CNN aired a ten second black-and-white clip, taken from YouTube where it was posted by the Israel Defense Forces shortly after the strike.  “IDF Pinpoint Strike on Ahmed Jabari, Head of Hamas Military Wing.”

The aerial camera tracks the vehicle, enclosed within a yellow bull’s-eye for viewers to follow as it moves down a city street, passing another vehicle, until it enters an intersection where it is struck and turned, in an instant, into a ball of flames on wheels rolling through the intersection for another second or two until the clip ends.

Pinpoint strike. Precise, neat, clean. Posted on YouTube for the world to see. Smart public relations, I thought.

What comes next, I worried.

 

A beautiful site, a joy to all the earth. Psalm 48. It’s speaking specifically of Mount Zion, the Temple mount: Jerusalem.

 

Synecdoche: a part to represent the whole. The whole Promised Land. Is this it, this Gaza, this Israel, from the heart of which Jerusalem rises, rises and spreads? Is this the Promised Land here in my room outside of which Boston has turned dark and cold?

Over the coming days: hundreds of rockets fired from Gaza, including long-range rockets targeting Tel Aviv; airstrikes on tunnels, rocket launching sites, and Gaza’s Prime Minister’s office; tens of thousands of reservists called up to amass on the Israeli side of the Gaza Border; a bus blown up in Tel Aviv; an Iron Dome; “cutting the grass,” Israel’s metaphor for the task that “must be performed regularly and has no end” writes Ethan Broner in the New York Times; cease-fire negotiations brokered by Egypt’s new president.

 

Royal city, shrine of our King,
arise and depart from your ruin;
you’ve dwelled in the valley of weeping too long . . .

Those who sought your ruin will be ruined
and they who’d destroy you be driven away . . .

Thus writes Shelomoh Alkabetz (translated by Peter Cole), a member of the sixteenth century Safed circle of Kabbalists, in “Lekhah Dodi,” “a hymn to the Sabbath sung to this day on Friday evening by Jews of every stripe—Reform, Reconstructionist, Renewal, Modern Orthodox, Ultra-Orthodox.

Hasn’t Jerusalem risen from ruins? What about those luxury apartments overlooking the Old City’s Jaffa Gate, those trendy Emek Refaim boutiques in Jerusalem’s German Colony, the magnificent Israel Museum and its Shrine of the Book, which displays remnants of the Dead Sea Scrolls, and the subtle and complex architecture—according to Paul Goldberger writing, in the New York Times—of Israel’s Supreme Court?

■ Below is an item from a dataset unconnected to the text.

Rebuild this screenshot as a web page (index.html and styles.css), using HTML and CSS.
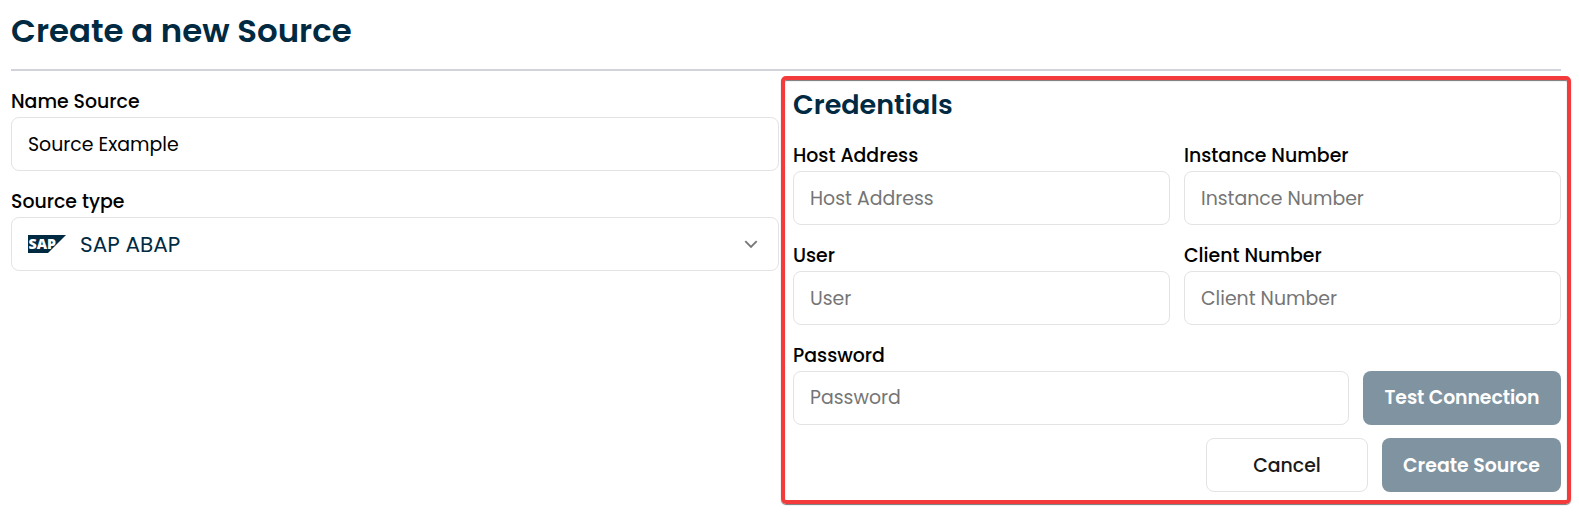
FILE: index.html
```html
<!DOCTYPE html>
<html lang="en">
<head>
<meta charset="utf-8">
<title>Create a new Source</title>
<link rel="stylesheet" href="styles.css">
</head>
<body>
<main class="page">
  <h1 class="title">Create a new Source</h1>
  <div class="columns">
    <section class="column">
      <div class="field">
        <div class="label">Name Source</div>
        <div class="box">Source Example</div>
      </div>
      <div class="field">
        <div class="label">Source type</div>
        <div class="box select">
          <svg class="sap" viewBox="0 0 38 18" width="38" height="18"><path d="M0 0H38L20 18H0Z" fill="#002a42"/><text x="0.6" y="14.2" textLength="27.4" lengthAdjust="spacingAndGlyphs" class="sap-text">SAP</text></svg>
          <span class="select-value">SAP ABAP</span>
          <svg class="chevron" viewBox="0 0 14 9" width="14" height="9"><path d="M1.3 1.2L7 6.9L12.7 1.2" fill="none" stroke="#777" stroke-width="1.9"/></svg>
        </div>
      </div>
    </section>
    <section class="column credentials">
      <h2 class="subtitle">Credentials</h2>
      <div class="pair">
        <div class="field">
          <div class="label">Host Address</div>
          <div class="box hint">Host Address</div>
        </div>
        <div class="field">
          <div class="label">Instance Number</div>
          <div class="box hint">Instance Number</div>
        </div>
      </div>
      <div class="pair">
        <div class="field">
          <div class="label">User</div>
          <div class="box hint">User</div>
        </div>
        <div class="field">
          <div class="label">Client Number</div>
          <div class="box hint">Client Number</div>
        </div>
      </div>
      <div class="password-row">
        <div class="field">
          <div class="label">Password</div>
          <div class="box hint raised">Password</div>
        </div>
        <button class="button primary test">Test Connection</button>
      </div>
      <div class="actions">
        <button class="button cancel">Cancel</button>
        <button class="button primary create">Create Source</button>
      </div>
    </section>
  </div>
  <div class="highlight"></div>
</main>
</body>
</html>
```
FILE: styles.css
```css
* { box-sizing: border-box; }
body { margin: 0; background: #fff; color: #000; font-family: Poppins, Inter, sans-serif; font-size: 18.9px; }
h1, h2 { margin: 0; font-weight: 600; color: #002a42; white-space: nowrap; }
.page { position: relative; width: 1579px; height: 512px; padding: 0 18px 0 11px; overflow: hidden; }
.title { height: 71px; border-bottom: 2px solid #d0d3da; font-size: 32.4px; line-height: 61px; }
.columns { display: grid; grid-template-columns: 768px 768px; gap: 14px; }
.column { display: flex; flex-direction: column; gap: 14px; padding-top: 14px; }
.credentials { padding-top: 15px; gap: 0; }
.label { height: 32px; line-height: 34px; font-weight: 500; white-space: nowrap; }
.box { height: 54px; display: flex; align-items: center; padding: 0 16px; border: 1px solid #e3e3e3; border-radius: 8px; white-space: nowrap; }
.select { color: #002a42; font-size: 21.6px; padding: 0 20px 0 16px; }
.select-value { margin-left: 14px; }
.sap { overflow: visible; }
.chevron { margin-left: auto; }
.sap-text { font: 800 14.5px "Open Sans", sans-serif; fill: #fff; }
.hint { color: #757575; }
.raised { padding-bottom: 2px; }
.subtitle { height: 53px; font-size: 27px; line-height: 38px; }
.pair { display: grid; grid-template-columns: 377px 377px; gap: 14px; margin-bottom: 14px; }
.password-row { display: grid; grid-template-columns: 556px 198px; gap: 14px; align-items: end; }
.actions { display: flex; justify-content: flex-end; gap: 14px; margin-top: 13px; }
.button { height: 54px; padding: 0; border: 0; border-radius: 8px; font: 500 18.9px Poppins, Inter, sans-serif; white-space: nowrap; }
.primary { background: #8093a1; color: #fff; font-weight: 600; }
.test { padding-bottom: 2px; letter-spacing: -0.1px; }
.create { width: 179px; }
.cancel { width: 162px; border: 1px solid #e3e3e3; background: #fff; color: #1a1a1a; }
.highlight { position: absolute; left: 781px; top: 76px; width: 790px; height: 428px; border: 4px solid #f43b3b; border-radius: 5px; box-shadow: 0 1px 1px #777, inset 0 1px 1px #777; pointer-events: none; }
```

In the same 1995 article, Goldberger laments: “how sad it is that public architecture in the United States is rarely as thoughtful, and rarely as skillful in combining a sense of monumentality with a sense of easy, inviting accessibility.”

 

“We will free Jerusalem inch by inch, stone by stone. Israel has no right to be in Jerusalem.”  That’s Khaled Meshal, political leader of Hamas, addressing a cheering crowd of tens of thousands in Gaza City on the occasion of his first visit to Gaza.

With his family, Meshal, eleven years old at the time, fled the West Bank during the 1967 war. He has been living in exile since then. The occasion: The twenty-fifth anniversary of the founding of Hamas. When: In the afterglow of Hamas’s “victory” over Israel.

I lived in Israel from July 1976 to September 1979, about one year in Safed, two in Jerusalem. Three defining years. In Israel, for the first time in my life, at the age of twenty-two, I stepped into history, my history, my personal/my people’s history.

In “Jerusalem, 1967,” Israel’s late, great poet Yehuda Amichai writes:

the numbers are not of bus routes
but: 70 After, 1917, 500
B. C., Forty-eight. These are the lines
you really travel on.

Before Israel, those dates meant nothing to me. In Israel, I occupied history, or should I say history—of Israel as nation, Israel as people—occupied me?

Back in the States, Israel, for decades, provided my credentials as writer (for a Jewish non-profit), as poet, educator, administrator, community leader . . .

Sooner or later, passion diminishes.

 

On November 14, Barak Ravid, diplomatic correspondent for Israel’s Haaretz newspaper, tweeted this: “Ahmed Jabari is Netanyahu’s Osama bin Laden.”

And then the UN vote on Palestine. And then the Netanyahu government announces it will pursue “preliminary planning and zoning preparations” for a development in an area known as E1. Development in this area would virtually ensure that there could be no contiguous Palestinian state in the West Bank.

Little that took place after Wednesday, November 14 surprised me. But there, alone in the liberating, intimate space of a hotel room, a room where I was preparing to receive, the next day, my beloved wife, I was surprised. By relief, pride, fear . . . for Israel.

Jerusalem, risen and in ruins. Jerusalem, sprawling out, within range.